*DATASET*:
####################

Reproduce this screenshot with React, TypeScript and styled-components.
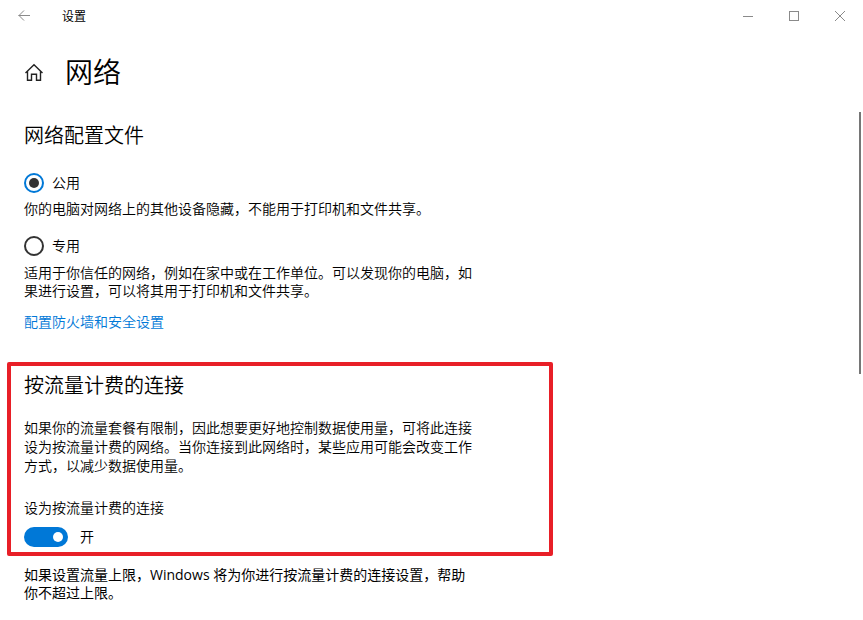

####################

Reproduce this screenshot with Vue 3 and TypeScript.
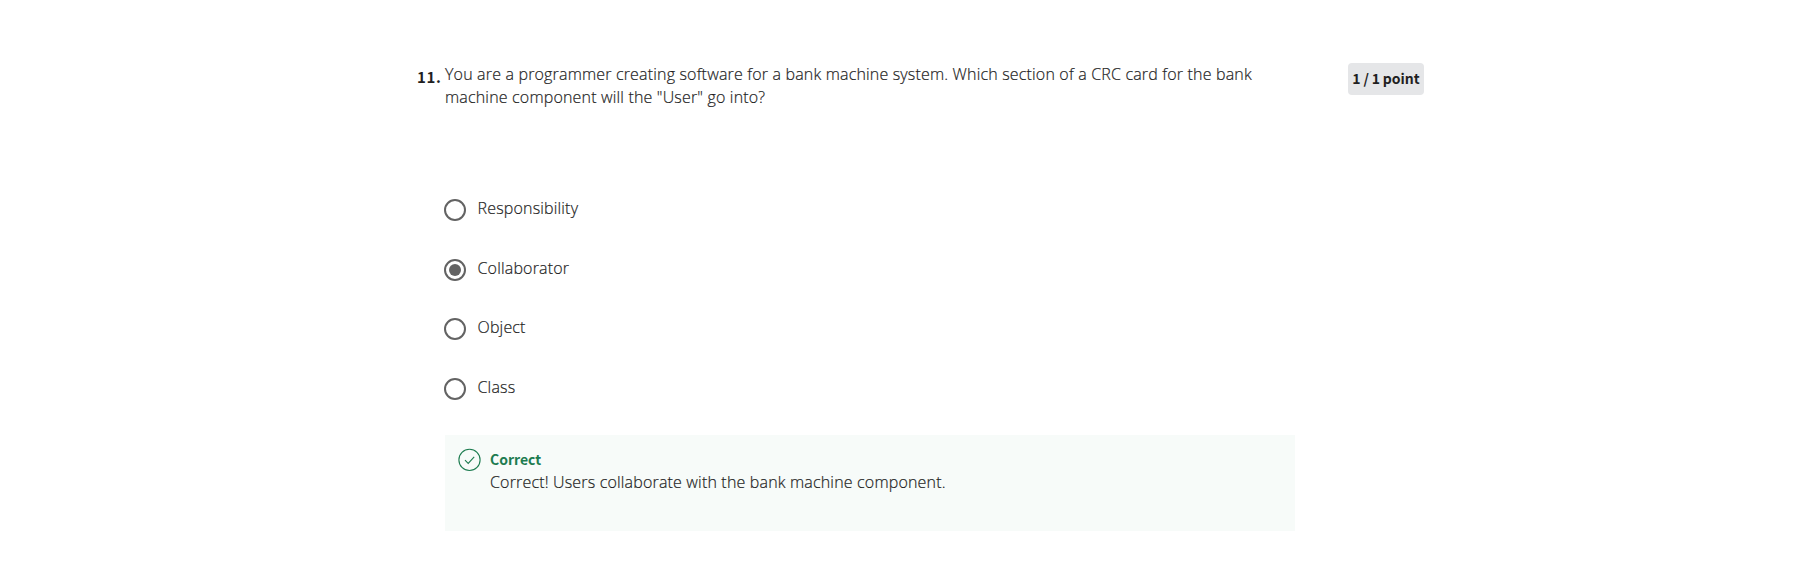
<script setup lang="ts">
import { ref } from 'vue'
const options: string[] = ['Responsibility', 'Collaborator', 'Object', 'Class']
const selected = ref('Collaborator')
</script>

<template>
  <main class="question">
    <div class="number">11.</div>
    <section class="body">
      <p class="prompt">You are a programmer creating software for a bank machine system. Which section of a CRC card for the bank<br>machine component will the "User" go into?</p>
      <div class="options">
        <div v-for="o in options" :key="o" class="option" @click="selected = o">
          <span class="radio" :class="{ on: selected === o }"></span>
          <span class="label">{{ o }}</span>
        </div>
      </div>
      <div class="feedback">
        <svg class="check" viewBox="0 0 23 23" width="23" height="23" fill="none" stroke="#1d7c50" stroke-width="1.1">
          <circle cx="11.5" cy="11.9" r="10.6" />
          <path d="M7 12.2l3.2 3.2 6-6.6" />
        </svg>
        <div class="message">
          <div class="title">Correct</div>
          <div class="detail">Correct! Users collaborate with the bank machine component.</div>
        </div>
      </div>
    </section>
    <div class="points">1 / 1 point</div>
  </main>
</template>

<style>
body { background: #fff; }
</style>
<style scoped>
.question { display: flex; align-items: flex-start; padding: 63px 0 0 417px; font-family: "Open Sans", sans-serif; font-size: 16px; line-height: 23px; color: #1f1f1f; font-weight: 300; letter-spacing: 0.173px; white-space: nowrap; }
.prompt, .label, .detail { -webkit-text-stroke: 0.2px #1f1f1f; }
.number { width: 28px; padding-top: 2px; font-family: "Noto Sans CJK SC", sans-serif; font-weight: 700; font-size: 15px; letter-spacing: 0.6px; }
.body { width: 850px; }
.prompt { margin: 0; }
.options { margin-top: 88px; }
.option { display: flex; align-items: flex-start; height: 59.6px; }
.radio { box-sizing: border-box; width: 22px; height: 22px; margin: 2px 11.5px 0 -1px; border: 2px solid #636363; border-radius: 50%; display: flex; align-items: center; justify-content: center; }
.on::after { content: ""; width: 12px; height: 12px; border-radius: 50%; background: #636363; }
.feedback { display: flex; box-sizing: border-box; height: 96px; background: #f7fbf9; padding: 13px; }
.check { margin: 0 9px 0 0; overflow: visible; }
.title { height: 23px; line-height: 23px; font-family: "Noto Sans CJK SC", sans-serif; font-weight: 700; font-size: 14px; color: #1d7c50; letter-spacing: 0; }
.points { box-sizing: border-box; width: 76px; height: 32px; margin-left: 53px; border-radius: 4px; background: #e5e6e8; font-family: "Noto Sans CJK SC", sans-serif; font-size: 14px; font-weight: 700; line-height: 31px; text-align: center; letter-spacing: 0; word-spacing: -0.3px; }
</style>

####################

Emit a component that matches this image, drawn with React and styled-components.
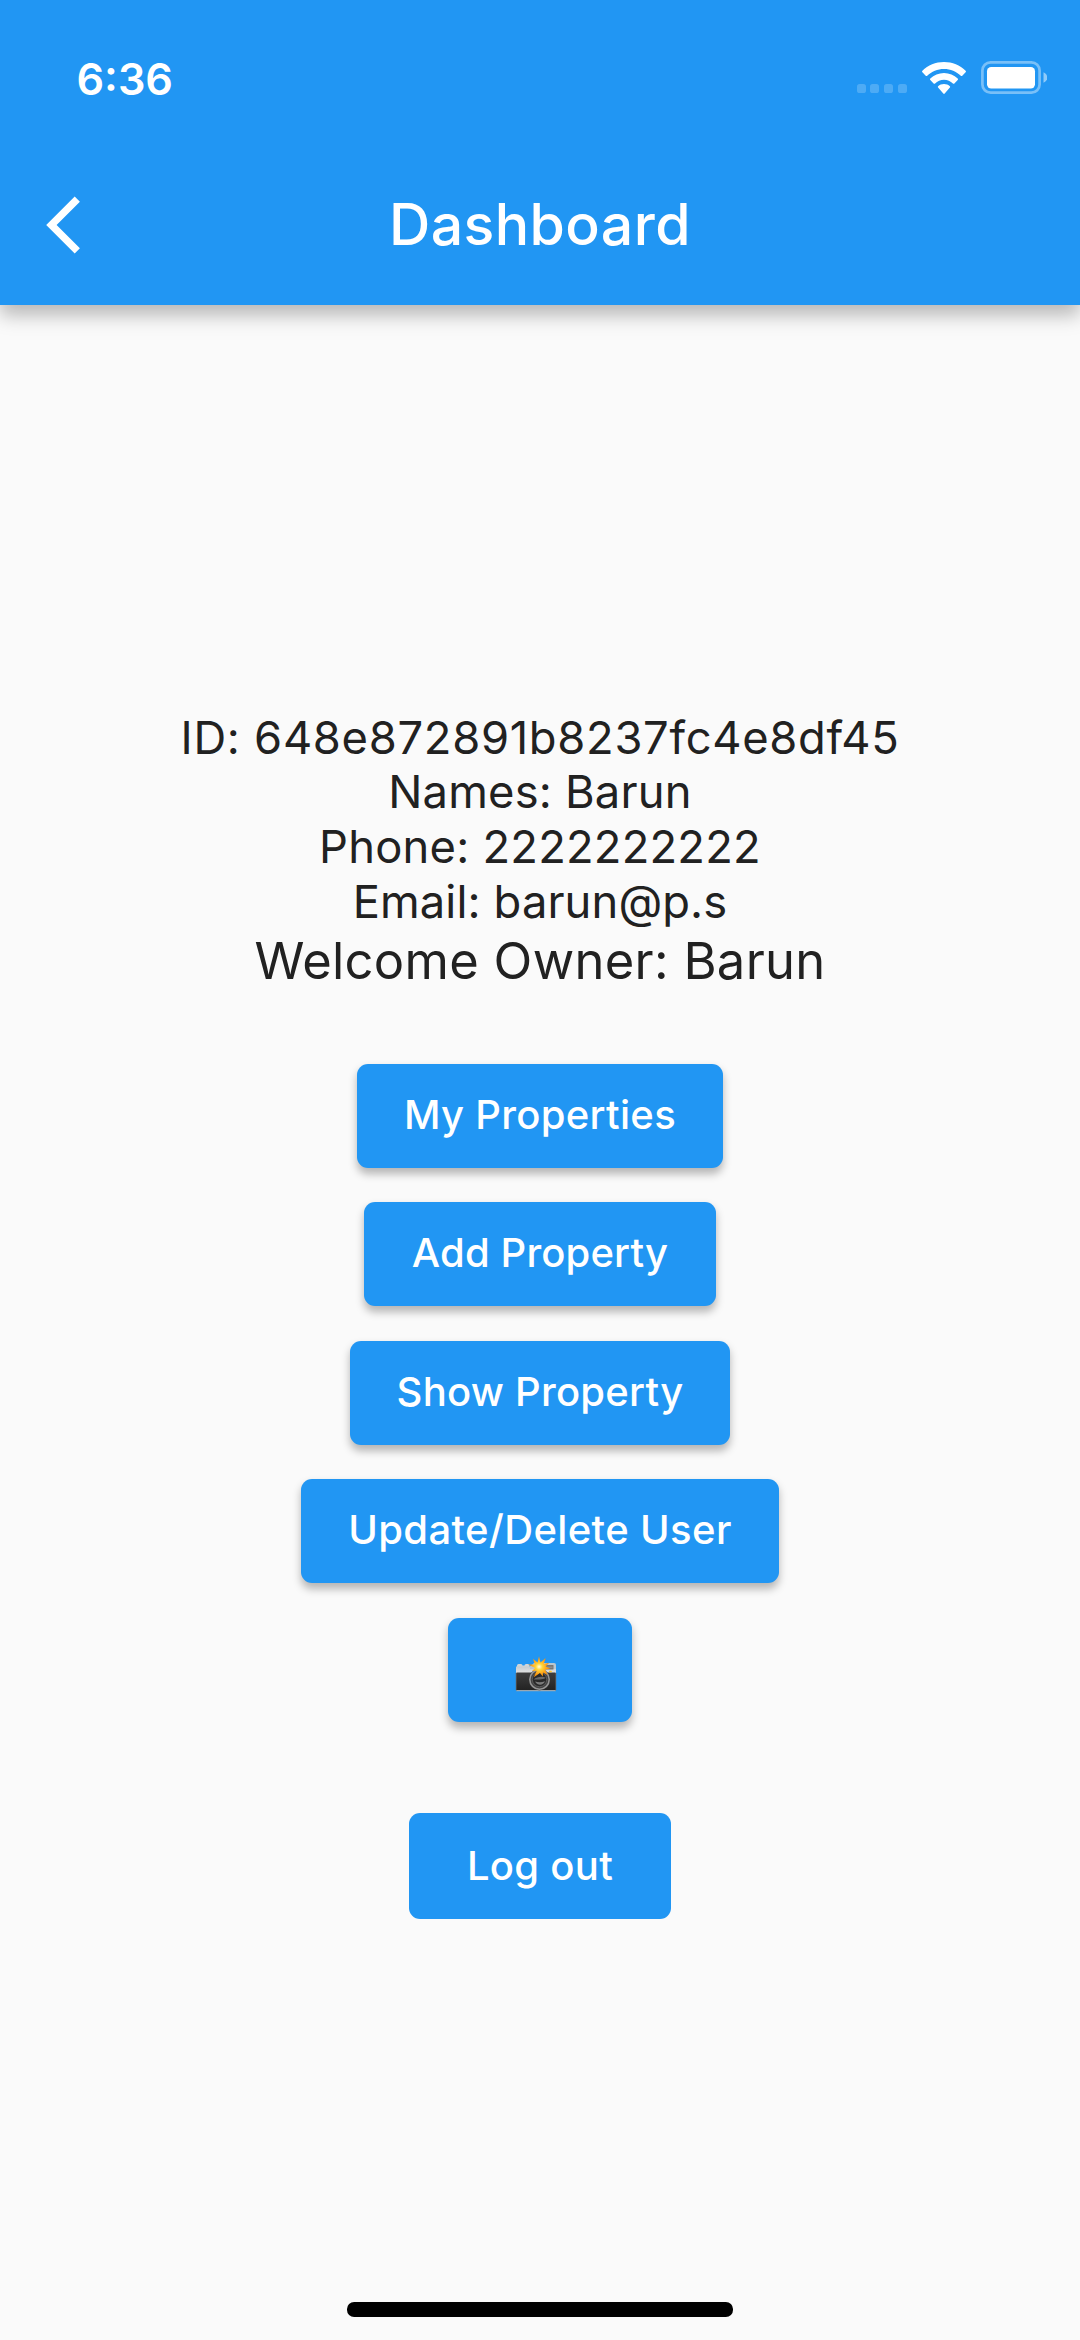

####################

Of all the lines above, how many contain the word "this"? Answer with only the number.

*TASK OUTPUT*:
3